An SDOI Project is a research project by Gabor Melli whose goal is to advance our ability to interlink documents and ontologies by supervised means.
- See: KDD-2009 Annotated Abstracts Dataset, KDD-2009 Abstracts Analysis, RKB Research Project, Term Mention Recognition, Term Mention Linking, Ontology, Research Paper, Data Mining Discipline, Concept Mention Identification and Linking Task, Supervised Learning Task.
- (Melli, 2012) ⇒ Gabor Melli. (2012). “Identifying Untyped Relation Mentions in a Corpus Given An Ontology.” In: Workshop Proceedings of TextGraphs-7 on Graph-based Methods for Natural Language Processing.

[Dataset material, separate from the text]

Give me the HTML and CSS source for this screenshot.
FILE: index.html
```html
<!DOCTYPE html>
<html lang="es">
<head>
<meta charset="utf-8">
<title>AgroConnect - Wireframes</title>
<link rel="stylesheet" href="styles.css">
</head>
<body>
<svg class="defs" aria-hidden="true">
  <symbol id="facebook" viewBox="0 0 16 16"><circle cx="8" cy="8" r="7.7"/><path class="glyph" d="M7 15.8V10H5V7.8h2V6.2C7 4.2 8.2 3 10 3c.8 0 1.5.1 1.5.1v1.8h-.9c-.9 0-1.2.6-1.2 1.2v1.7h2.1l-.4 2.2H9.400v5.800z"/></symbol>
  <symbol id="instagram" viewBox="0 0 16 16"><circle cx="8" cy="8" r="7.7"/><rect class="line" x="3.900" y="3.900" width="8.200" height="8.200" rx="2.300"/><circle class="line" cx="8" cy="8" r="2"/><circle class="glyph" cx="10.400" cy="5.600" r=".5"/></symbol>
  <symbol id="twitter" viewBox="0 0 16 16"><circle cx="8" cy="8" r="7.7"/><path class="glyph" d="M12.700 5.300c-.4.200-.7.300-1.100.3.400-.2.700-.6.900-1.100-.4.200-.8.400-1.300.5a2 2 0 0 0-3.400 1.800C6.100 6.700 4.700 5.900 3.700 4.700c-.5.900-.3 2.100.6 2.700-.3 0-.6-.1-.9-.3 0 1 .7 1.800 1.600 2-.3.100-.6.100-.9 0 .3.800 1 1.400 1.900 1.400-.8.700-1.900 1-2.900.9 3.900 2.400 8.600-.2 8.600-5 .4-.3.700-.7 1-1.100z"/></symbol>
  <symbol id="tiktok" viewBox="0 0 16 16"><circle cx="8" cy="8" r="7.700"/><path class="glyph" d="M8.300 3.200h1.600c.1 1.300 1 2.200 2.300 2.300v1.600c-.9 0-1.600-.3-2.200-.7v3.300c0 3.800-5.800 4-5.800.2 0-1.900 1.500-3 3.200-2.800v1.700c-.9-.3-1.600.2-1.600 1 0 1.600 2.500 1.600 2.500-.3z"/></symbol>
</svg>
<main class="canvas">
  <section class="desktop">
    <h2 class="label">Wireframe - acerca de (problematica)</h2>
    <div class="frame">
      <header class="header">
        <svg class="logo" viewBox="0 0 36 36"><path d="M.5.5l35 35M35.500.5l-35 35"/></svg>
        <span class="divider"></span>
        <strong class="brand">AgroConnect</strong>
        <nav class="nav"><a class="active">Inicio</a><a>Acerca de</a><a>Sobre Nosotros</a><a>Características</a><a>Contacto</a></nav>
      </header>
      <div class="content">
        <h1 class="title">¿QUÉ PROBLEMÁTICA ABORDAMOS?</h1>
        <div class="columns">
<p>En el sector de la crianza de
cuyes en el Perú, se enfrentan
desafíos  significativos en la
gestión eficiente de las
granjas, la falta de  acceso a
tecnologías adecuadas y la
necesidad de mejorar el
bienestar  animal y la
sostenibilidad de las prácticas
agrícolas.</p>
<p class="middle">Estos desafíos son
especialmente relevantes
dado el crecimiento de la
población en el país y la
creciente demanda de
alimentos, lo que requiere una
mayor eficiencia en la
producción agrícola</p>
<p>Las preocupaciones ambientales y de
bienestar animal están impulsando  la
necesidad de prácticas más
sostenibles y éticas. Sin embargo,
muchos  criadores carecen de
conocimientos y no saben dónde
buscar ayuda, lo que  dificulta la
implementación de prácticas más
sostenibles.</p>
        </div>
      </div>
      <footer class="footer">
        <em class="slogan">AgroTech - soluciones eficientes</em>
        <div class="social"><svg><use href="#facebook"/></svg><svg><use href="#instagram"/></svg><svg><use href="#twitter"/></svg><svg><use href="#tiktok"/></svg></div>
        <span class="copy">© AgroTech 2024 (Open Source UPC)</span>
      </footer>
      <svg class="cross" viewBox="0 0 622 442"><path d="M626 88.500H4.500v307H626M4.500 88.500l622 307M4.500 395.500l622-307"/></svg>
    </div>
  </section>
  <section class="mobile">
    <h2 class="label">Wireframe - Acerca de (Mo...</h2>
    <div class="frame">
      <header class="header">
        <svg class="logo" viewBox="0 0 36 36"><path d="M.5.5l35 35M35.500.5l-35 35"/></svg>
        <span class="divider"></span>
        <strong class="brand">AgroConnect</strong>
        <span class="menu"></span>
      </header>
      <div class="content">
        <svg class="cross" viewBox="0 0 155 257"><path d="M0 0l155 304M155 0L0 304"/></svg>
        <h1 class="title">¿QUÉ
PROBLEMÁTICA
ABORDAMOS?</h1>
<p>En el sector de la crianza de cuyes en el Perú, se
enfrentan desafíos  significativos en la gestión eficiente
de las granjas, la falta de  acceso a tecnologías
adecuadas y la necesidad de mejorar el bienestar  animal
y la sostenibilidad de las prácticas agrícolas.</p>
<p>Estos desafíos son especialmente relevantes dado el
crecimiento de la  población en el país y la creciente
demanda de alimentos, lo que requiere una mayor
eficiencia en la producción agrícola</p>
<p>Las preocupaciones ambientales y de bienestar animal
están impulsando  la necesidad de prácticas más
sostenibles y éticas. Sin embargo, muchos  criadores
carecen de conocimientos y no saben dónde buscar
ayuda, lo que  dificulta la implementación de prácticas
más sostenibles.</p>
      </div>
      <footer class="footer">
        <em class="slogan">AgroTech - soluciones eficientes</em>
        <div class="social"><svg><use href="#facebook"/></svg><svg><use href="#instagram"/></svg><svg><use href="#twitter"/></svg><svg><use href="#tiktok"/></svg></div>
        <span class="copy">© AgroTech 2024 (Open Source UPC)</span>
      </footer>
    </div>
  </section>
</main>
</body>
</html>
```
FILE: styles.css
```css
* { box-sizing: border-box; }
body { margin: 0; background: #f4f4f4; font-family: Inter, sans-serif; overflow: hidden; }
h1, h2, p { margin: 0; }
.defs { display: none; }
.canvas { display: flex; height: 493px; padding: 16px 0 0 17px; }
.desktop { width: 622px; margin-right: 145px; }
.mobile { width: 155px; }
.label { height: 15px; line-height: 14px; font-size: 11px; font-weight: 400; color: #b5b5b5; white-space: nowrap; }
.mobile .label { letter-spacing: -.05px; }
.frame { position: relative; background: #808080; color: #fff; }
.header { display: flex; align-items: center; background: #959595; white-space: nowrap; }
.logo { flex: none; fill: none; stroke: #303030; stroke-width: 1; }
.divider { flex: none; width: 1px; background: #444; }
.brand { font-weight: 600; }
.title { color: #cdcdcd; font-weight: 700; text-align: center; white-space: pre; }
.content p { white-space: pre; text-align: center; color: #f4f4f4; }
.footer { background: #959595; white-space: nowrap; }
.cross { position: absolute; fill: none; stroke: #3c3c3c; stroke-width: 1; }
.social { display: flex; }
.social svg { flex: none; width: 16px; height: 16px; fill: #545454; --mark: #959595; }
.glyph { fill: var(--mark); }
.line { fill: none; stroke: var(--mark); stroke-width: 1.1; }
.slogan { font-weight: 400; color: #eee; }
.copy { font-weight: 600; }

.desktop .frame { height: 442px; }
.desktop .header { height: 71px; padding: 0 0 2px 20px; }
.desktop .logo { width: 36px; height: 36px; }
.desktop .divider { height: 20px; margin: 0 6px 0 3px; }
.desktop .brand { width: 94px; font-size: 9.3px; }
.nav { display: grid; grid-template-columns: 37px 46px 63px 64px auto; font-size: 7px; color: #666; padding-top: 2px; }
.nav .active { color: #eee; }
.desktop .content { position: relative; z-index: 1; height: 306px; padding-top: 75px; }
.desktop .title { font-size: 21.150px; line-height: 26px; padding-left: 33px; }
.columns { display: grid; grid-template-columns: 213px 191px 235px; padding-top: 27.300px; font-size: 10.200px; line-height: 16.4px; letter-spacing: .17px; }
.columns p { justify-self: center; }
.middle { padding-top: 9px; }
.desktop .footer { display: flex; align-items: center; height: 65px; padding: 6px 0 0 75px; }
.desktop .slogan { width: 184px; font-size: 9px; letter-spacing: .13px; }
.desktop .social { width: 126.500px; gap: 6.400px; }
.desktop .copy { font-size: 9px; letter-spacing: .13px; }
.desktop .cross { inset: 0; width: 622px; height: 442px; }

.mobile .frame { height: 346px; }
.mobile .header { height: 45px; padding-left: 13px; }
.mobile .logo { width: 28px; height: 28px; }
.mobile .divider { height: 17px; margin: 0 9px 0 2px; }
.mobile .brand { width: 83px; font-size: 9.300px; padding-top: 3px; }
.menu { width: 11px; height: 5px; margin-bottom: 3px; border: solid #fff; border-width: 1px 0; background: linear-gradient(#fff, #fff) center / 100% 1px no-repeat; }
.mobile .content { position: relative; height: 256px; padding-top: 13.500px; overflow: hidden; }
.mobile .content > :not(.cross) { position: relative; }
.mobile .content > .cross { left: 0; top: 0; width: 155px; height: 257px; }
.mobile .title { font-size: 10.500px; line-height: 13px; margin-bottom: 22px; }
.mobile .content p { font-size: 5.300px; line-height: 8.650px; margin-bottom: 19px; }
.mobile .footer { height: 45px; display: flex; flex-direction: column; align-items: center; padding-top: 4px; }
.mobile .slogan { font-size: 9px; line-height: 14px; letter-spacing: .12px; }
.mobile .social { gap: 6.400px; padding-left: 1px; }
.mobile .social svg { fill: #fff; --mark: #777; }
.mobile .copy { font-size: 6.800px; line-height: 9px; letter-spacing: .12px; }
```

- QUOTE: In this paper we present the SDOIrmi text graph-based semi-supervised algorithm for the task for relation mention identification when the underlying concept mentions have already been identified and linked to an ontology. To overcome the lack of annotated data, we propose a labelling heuristic based on information extracted from the ontology.We evaluated the algorithm on the kdd09cma1 dataset using a leave-one-document-out framework and demonstrated an increase in F1 in performance over a co-occurrence based AllTrue baseline algorithm. An extrinsic evaluation of the predictions suggests a worthwhile precision on the more confidently predicted additions to the ontology.

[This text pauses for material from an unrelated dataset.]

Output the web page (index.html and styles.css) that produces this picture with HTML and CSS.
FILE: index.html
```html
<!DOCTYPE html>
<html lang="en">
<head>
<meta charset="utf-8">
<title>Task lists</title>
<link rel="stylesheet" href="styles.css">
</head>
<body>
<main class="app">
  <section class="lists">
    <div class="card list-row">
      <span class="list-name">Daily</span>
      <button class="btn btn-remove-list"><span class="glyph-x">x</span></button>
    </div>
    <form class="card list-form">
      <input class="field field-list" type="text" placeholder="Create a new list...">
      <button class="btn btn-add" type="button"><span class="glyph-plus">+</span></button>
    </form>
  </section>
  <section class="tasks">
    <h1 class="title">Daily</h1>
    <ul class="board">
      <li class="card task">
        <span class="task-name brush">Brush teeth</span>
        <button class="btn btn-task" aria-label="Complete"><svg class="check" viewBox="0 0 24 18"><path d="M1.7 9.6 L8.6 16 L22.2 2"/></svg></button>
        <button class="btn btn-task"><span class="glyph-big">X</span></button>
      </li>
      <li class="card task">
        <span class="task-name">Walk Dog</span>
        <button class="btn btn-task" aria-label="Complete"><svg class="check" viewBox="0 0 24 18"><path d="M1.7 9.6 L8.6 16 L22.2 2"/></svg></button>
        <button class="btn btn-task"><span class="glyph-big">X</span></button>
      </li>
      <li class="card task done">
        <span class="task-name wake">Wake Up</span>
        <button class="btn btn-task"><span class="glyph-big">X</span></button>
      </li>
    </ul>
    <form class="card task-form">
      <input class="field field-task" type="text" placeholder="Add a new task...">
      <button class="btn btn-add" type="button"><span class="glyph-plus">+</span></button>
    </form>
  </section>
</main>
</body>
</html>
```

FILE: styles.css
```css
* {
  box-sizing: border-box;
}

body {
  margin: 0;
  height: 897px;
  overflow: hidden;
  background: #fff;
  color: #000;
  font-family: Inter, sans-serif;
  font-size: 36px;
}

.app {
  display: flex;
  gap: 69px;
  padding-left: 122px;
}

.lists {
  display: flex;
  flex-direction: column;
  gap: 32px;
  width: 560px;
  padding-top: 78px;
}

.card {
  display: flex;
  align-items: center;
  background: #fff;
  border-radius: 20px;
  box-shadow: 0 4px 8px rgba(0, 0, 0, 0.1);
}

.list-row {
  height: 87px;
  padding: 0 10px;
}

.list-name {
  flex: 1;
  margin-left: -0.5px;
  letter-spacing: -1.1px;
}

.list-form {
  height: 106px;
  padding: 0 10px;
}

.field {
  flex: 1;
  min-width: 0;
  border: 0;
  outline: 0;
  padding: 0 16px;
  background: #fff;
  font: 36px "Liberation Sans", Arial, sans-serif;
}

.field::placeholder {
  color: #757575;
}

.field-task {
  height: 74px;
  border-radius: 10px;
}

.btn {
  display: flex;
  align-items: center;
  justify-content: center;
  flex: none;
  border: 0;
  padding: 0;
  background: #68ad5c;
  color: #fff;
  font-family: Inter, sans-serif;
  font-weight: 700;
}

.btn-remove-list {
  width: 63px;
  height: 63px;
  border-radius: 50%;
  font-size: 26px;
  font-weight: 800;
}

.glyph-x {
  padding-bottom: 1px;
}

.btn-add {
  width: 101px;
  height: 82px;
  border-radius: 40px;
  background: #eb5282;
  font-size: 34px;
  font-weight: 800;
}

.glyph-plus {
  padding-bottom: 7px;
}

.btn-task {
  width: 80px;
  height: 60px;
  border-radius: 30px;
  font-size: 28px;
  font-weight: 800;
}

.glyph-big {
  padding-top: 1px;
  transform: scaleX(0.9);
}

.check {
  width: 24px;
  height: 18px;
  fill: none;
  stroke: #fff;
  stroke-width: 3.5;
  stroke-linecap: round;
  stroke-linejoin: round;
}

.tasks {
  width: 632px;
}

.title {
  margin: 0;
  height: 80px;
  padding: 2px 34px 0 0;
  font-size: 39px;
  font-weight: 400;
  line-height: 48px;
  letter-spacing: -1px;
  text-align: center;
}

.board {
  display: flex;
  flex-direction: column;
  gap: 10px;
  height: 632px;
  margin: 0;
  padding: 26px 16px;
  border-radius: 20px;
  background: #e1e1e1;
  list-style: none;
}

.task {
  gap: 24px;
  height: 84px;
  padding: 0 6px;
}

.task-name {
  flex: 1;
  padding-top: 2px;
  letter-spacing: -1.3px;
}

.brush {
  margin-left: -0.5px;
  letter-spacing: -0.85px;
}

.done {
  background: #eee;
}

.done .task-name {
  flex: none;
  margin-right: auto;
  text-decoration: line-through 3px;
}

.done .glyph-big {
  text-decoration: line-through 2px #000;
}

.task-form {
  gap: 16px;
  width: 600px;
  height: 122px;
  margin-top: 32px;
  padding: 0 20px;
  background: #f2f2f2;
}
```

- (Melli, 2012) ⇒ SDOI Project
- We explore the automated semantic annotation of concept mentions within a document to their corresponding page in a semantic wiki, if such a page exists, by supervised means. Unlike the related task of identifying concept mentions in a document that can be linked to a Wikipedia page, our task also requires the identification of concept mentions not yet found in the knowledge base. Our approach creates feature vectors for all candidate text spans based on both local and global information. We propose a novel set of expanded features including information available in the other documents in the training corpus. The challenge of identifying previously unseen mentions is handled with a trained CRF sequential model. The addition of iterative classification to the process is explored. Experiments against a corpus based on annotated KDD 2009 abstracts and a data analysis semantic wiki shows a lift in F-measure against baseline algorithms. We analyze feature space to understand which features carry the most predictive power on this task, and which ones are correlated and redundant.